Invoice factoring is a process where a business sells some of its accounts receivable invoices to a company known as a factor. Upon receipt of the application and invoices, the factor requests a credit check on the customer owing the invoice. For this reason, you should select your best customers whom you know are creditworthy and pay on time.
When the factor approves an advance to your company based on the accounts receivable invoices you submitted, your customer makes payments to the factor directly. You should not expect to receive 100 percent of the invoice value because the company providing the advance has its own fees to cover and will deduct them from your payment.
Before deciding if invoice factoring is the right choice for your business, you should understand the difference between recourse and non-recourse factoring.

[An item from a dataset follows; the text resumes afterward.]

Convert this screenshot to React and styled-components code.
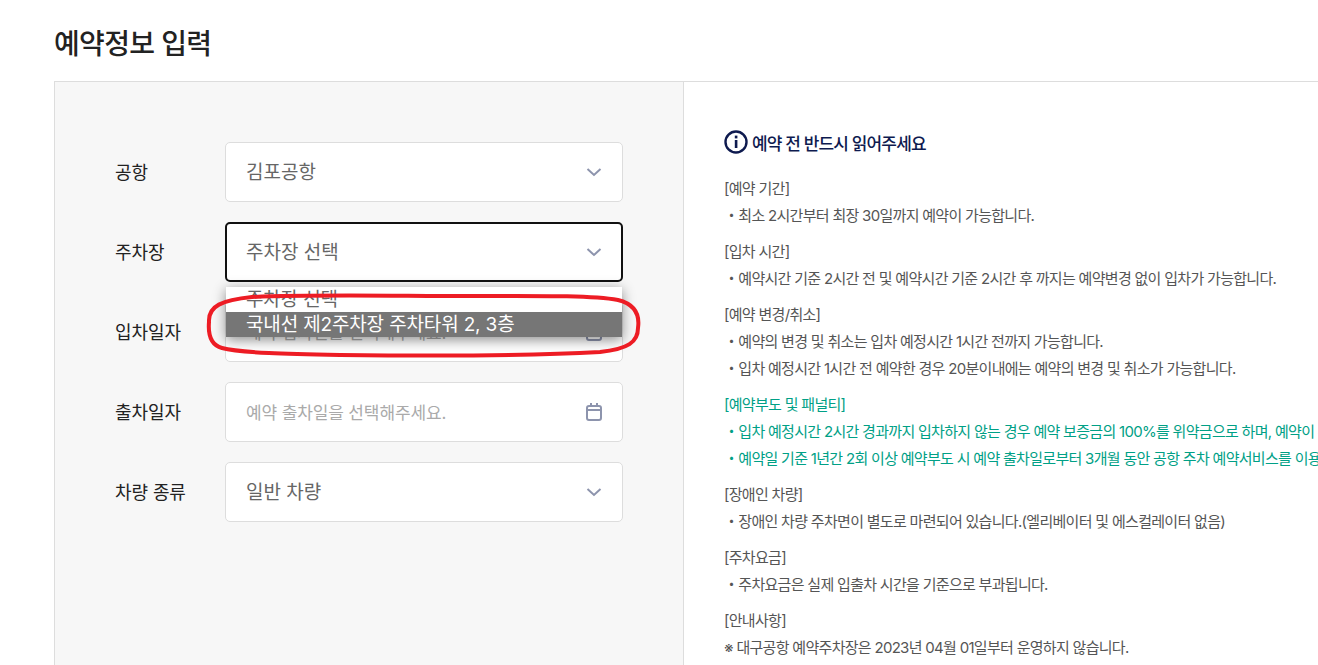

We explain the highlights of each below.
With this type of invoice factoring, your company retains liability for repayment of the invoice if your customer does not pay. The amount you must repay usually includes the face value of the invoice plus any fees the factor could not collect. While this might sound like a scenario to avoid, keep in mind that you may be able to replace the unpaid accounts receivable invoice with a new one or request that the factor debit your company’s reserves instead.
This option works like recourse invoice factoring except that you do not need to repay the value of the accounts receivable invoices you submitted or the factor’s fees. However, an important exception does exist. You are liable for repayment to the factor if your customer becomes insolvent through business closure or bankruptcy. The insolvency must occur during the initial factoring period, which averages 90 days.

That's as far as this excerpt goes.